### THE EXERCISE
Count how many lines of the data below contain the string "index"; the reply should be that number alone.

#####

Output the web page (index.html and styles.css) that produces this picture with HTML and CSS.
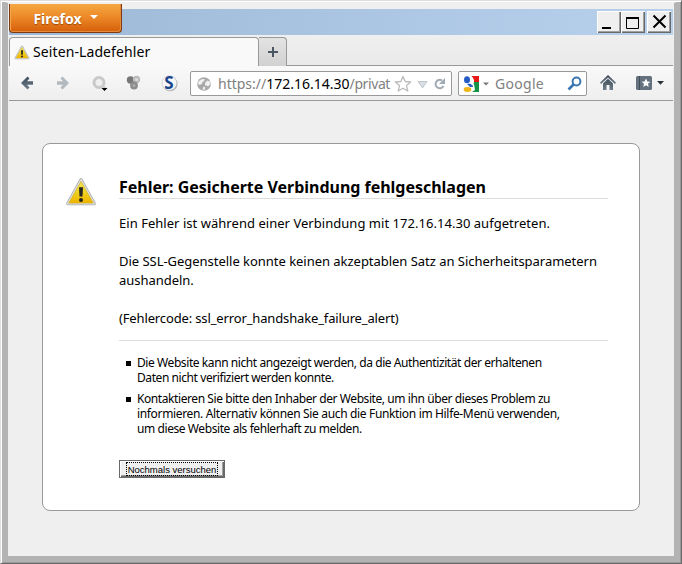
FILE: index.html
```html
<!DOCTYPE html>
<html lang="de">
<head>
<meta charset="utf-8">
<title>Seiten-Ladefehler</title>
<link rel="stylesheet" href="styles.css">
</head>
<body>
<svg class="defs" width="0" height="0">
  <defs>
    <linearGradient id="gold" x1="0" y1="0" x2="0" y2="1"><stop offset="0" stop-color="#f6e85c"/><stop offset=".55" stop-color="#edcf1d"/><stop offset="1" stop-color="#f0b400"/></linearGradient>
    <linearGradient id="slate" x1="0" y1="0" x2="0" y2="1"><stop offset="0" stop-color="#3f4b58"/><stop offset="1" stop-color="#70808f"/></linearGradient>
    <symbol id="warn" viewBox="0 0 32 28">
      <path d="M16 2 L29 25.500 H3 Z" fill="#aaa" stroke="#aaa" stroke-width="3.6" stroke-linejoin="round"/>
      <path d="M16 2 L29 25.500 H3 Z" fill="#dedede" stroke="#dedede" stroke-width="2" stroke-linejoin="round"/>
      <path d="M16 3.5 L28.200 25 H3.800 Z" fill="url(#gold)" stroke="#d2ae17" stroke-width=".7" stroke-linejoin="round"/>
      <path d="M14 9.3h4l-.5 9.2h-3z" fill="#24251f"/><circle cx="16" cy="22" r="2" fill="#24251f"/>
    </symbol>
  </defs>
</svg>
<div class="window">
  <header class="titlebar">
    <button class="firefox">Firefox<i class="tri"></i></button>
    <div class="controls">
      <button class="ctl"><svg width="24" height="22"><path d="M5 17h9" stroke="#000" stroke-width="2"/></svg></button>
      <button class="ctl"><svg width="24" height="22"><path d="M5.500 6v11.500h12V6" fill="none" stroke="#000"/><path d="M5 7h13" stroke="#000" stroke-width="2"/></svg></button>
      <button class="ctl close"><svg width="24" height="22"><path d="M6.500 4.500l12 12M18.500 4.500l-12 12" stroke="#000" stroke-width="2"/></svg></button>
    </div>
  </header>
  <nav class="tabs">
    <div class="tab"><svg class="tabicon" width="16" height="15"><use href="#warn"/></svg><span class="tabtext">Seiten-Ladefehler</span></div>
    <button class="newtab"><svg width="12" height="12"><path d="M6 1v10M1 6h10" stroke="#4a5663" stroke-width="2"/></svg></button>
  </nav>
  <div class="toolbar">
    <svg class="tools" width="180" height="34">
      <path d="M12 17L18.500 10.500L20.500 12.500L18 15.200H24V18.800H18L20.500 21.500L18.500 23.500Z" fill="url(#slate)"/>
      <path d="M60 17L53.500 10.500L51.500 12.500L54 15.200H48V18.800H54L51.500 21.500L53.500 23.500Z" fill="#b3babf"/>
      <circle cx="90" cy="16.500" r="5" fill="#eee" stroke="#c9c9c9" stroke-width="3"/><path d="M93 19l4 4" stroke="#ccc" stroke-width="2"/><path d="M92.500 22h6l-3 3z" fill="#000"/>
      <circle cx="121.500" cy="14" r="3.700" fill="#777"/><circle cx="127.500" cy="13.500" r="3.700" fill="#bbb"/><circle cx="125" cy="19.500" r="3.900" fill="#8c8c8c"/><circle cx="127.500" cy="13.500" r="1.600" fill="#ddd"/><circle cx="125" cy="19.500" r="1.600" fill="#aaa"/>
      <circle cx="161" cy="17.800" r="7.500" fill="#aaa"/><circle cx="160.300" cy="17" r="7.300" fill="#f7f7f7" stroke="#ccc" stroke-width=".7"/><text x="160" y="22.800" text-anchor="middle" class="sletter">S</text>
    </svg>
    <div class="field url">
      <svg width="14" height="14"><circle cx="7" cy="7" r="6.800" fill="#a8a8a8"/><path d="M2.500 3.500l2.500-1.500 3 .3-1 2-1.500.7L5 7 2 8 .8 6zM8 6l2-2.500 3 1v3l-2 2-1.500-1L8 8.500zM6.500 9.500l2 1-1 2.500-2-.5z" fill="#efefef"/></svg>
      <span class="address">https://<b>172.16.14.30</b><span class="path">/privat</span></span>
      <svg class="urlicons" width="53" height="22">
        <path d="M9 3.500l2.200 5 5.500.5-4.200 3.600 1.300 5.400L9 15.200 4.200 18l1.300-5.400L1.300 9l5.500-.5z" fill="#fff" stroke="#bbb" stroke-width="1.300" stroke-linejoin="round"/>
        <path d="M24 8.500h9l-4.500 6.500z" fill="#d8dfe4" stroke="#b4bdc5" stroke-width=".8"/>
        <path d="M48 7.500A4.200 4.200 0 1 0 49.500 13" fill="none" stroke="#a0aab4" stroke-width="2"/><path d="M51 5v6h-6z" fill="#a0aab4"/>
      </svg>
    </div>
    <div class="field search">
      <svg width="32" height="22"><path d="M9 3h8v6H11z" fill="#e71916"/><path d="M12 9h5v10H9z" fill="#149347"/><path d="M4 15l8-4 1 6-3 2H4z" fill="#fff"/><ellipse cx="5" cy="6.800" rx="3" ry="3.500" fill="#245bc4"/><path d="M5 11c4-1 6 0 6 3H8z" fill="#245bc4"/><path d="M8 3c3 2 4 5 2 9" fill="none" stroke="#fff" stroke-width="1.800"/><ellipse cx="5.500" cy="16.500" rx="3.800" ry="2.400" fill="#f1b51b"/><path d="M21 9.500h6l-3 3z" fill="#777"/></svg>
      <span class="engine">Google</span>
      <svg width="16" height="22"><circle cx="9.500" cy="8.500" r="3.900" fill="none" stroke="#3a76b0" stroke-width="2"/><path d="M6.500 11.500L1.500 16.500" stroke="#3a76b0" stroke-width="2.600"/></svg>
    </div>
    <svg class="right" width="86" height="34">
      <path d="M13.500 17.300L21 10.300L28.500 17.300" fill="none" stroke="url(#slate)" stroke-width="1.800"/><path d="M16 17.500l5-4.700 5 4.700v6.500h-3.500v-5h-3v5H16z" fill="url(#slate)"/>
      <rect x="49" y="10" width="16" height="14" rx="1.500" fill="#65717e"/><path d="M52.500 10v14" stroke="#414d59"/><path d="M59 12.500l1.300 2.900 3.100.3-2.400 2.100.7 3.200-2.700-1.700-2.700 1.700.7-3.200-2.400-2.100 3.100-.3z" fill="#fff"/>
      <path d="M70 15h7l-3.500 3.800z" fill="#29323a"/>
    </svg>
  </div>
  <main class="page">
    <section class="card">
      <svg class="bigwarn" width="32" height="28"><use href="#warn"/></svg>
      <div class="content">
        <h1>Fehler: Gesicherte Verbindung fehlgeschlagen</h1>
        <div class="desc">
          <p class="host">Ein Fehler ist während einer Verbindung mit 172.16.14.30 aufgetreten.</p>
          <p class="reason">Die SSL-Gegenstelle konnte keinen akzeptablen Satz an Sicherheitsparametern<br>aushandeln.</p>
          <p class="code">(Fehlercode: ssl_error_handshake_failure_alert)</p>
        </div>
        <ul>
          <li>Die Website kann nicht angezeigt werden, da die Authentizität der erhaltenen<br>Daten nicht verifiziert werden konnte.</li>
          <li>Kontaktieren Sie bitte den Inhaber der Website, um ihn über dieses Problem zu<br><span class="wide">informieren. Alternativ können Sie auch die Funktion im Hilfe-Menü verwenden,</span><br>um diese Website als fehlerhaft zu melden.</li>
        </ul>
        <button class="retry"><span>Nochmals versuchen</span></button>
      </div>
    </section>
  </main>
</div>
</body>
</html>
```
FILE: styles.css
```css
* { box-sizing: border-box; }
body { margin: 0; font-family: "Noto Sans", "Open Sans", sans-serif; color: #000; background: #efefef; overflow: hidden; }
svg { display: block; flex: none; }
.defs { position: absolute; }
button { font-family: inherit; padding: 0; margin: 0; }
.window {
  width: 682px; height: 564px; background: #efefef;
  border: solid; border-width: 3px 8px 8px 8px; border-color: #efefef #b3b3b3 #b3b3b3;
  padding: 0 1px;
  position: relative;
}
.window::before { content: ""; position: absolute; inset: -3px -8px -8px; border: 1px solid; border-color: #dedede #6a6a6a #6a6a6a #dedede; box-shadow: inset 1px 1px #fff, inset -1px -1px #999; pointer-events: none; }
.titlebar {
  height: 32px; display: flex; justify-content: space-between; align-items: flex-start;
  background: linear-gradient(#efefef 6px, transparent 6px), linear-gradient(90deg, #9db8d6, #b7d1ed);
}
.firefox {
  width: 113px; height: 29px; margin-top: 1px; border: 1px solid #7d3a0e; border-top: 0; border-radius: 0 0 4px 4px;
  background: linear-gradient(#f5a842, #ed8a28 45%, #d55f0a); box-shadow: inset 1px 0 #f3a552, inset -1px -1px #e58a3d;
  color: #fff; font-weight: bold; font-size: 14px; line-height: 25px;
  display: flex; justify-content: center; align-items: center; gap: 8px; text-shadow: 0 1px 1px #9c4a0c;
}
.tri { border: 4px solid transparent; border-top-color: #fff; border-bottom: 0; margin-top: -3px; }
.controls { display: flex; margin: 8px 2px 0 0; }
.ctl { width: 24px; height: 22px; background: #efefef; border: 0; box-shadow: inset 1px 1px #fff, inset -1px -1px #696969, inset -2px -2px #a0a0a0; }
.close { margin-left: 2px; }
.tabs { height: 31px; padding-top: 2px; display: flex; background: linear-gradient(#efefef, #eaeaea); border-bottom: 1px solid #999; }
.tab { width: 250px; height: 29px; border: 1px solid #999; border-bottom: 0; border-radius: 4px 4px 0 0; background: #f9f9f9; display: flex; align-items: center; padding-left: 4px; gap: 3px; }
.tabtext { font-size: 14px; line-height: 20px; letter-spacing: .1px; white-space: nowrap; }
.newtab { width: 28px; height: 29px; border: 1px solid #999; border-left: 0; border-bottom: 0; border-radius: 0 4px 0 0; background: linear-gradient(#e3e3e3, #d1d1d1); display: grid; place-items: center; }
.toolbar { height: 35px; border-bottom: 1px solid #999; background: linear-gradient(#f9f9f9, #eee); display: flex; align-items: flex-start; }
.field { height: 25px; margin-top: 5px; border: 1px solid #999; border-radius: 2px; background: #fff; display: flex; align-items: center; font-size: 14px; color: #808080; }
.url { width: 262px; margin-left: 1px; padding-left: 6px; }
.address { width: 176px; margin-left: 7px; white-space: nowrap; }
.address b { font-weight: normal; color: #000; }
.path { letter-spacing: -.4px; }
.search { width: 129px; margin-left: 6px; padding-left: 3px; }
.engine { width: 72px; margin-left: 1px; letter-spacing: .3px; }
.sletter { font: bold 17px "Noto Sans", sans-serif; fill: #17468f; }
.page { padding: 42px 33px 0; }
.card { height: 368px; border: 1px solid #999; border-radius: 8px; background: #fff; display: flex; padding: 34px 31px 0 22px; }
.content { width: 489px; margin-left: 22px; }
h1 { margin: 0; height: 21px; border-bottom: 1px solid #ddd; font-size: 16px; line-height: 19px; letter-spacing: -.02px; white-space: nowrap; }
.desc { height: 142px; padding-top: 15px; border-bottom: 1px solid #ddd; font-size: 13px; line-height: 19px; white-space: nowrap; }
.desc p { margin: 0 0 19px; }
.host { letter-spacing: .035px; }
.reason { letter-spacing: -.03px; }
.code { letter-spacing: -.14px; }
ul { list-style: none; margin: 14px 0 0; padding: 0 0 0 18px; font-size: 12px; line-height: 15px; letter-spacing: -.42px; white-space: nowrap; }
.wide { letter-spacing: -.34px; }
li { margin-bottom: 6px; }
li::before { content: ""; float: left; width: 5px; height: 5px; margin: 6px 0 0 -11px; background: #000; }
.retry { width: 106px; height: 18px; margin-top: 24px; display: block; background: #efefef; border: 1px solid #696969; box-shadow: inset 1px 1px #fff, inset -1px -1px #696969, inset -2px -2px #a0a0a0; }
.retry span { display: block; width: 92px; height: 14px; margin-left: 6px; border: 1px dotted #000; font: 9.500px/13px "Liberation Sans", sans-serif; white-space: nowrap; }
```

#####

### IN RESPONSE
2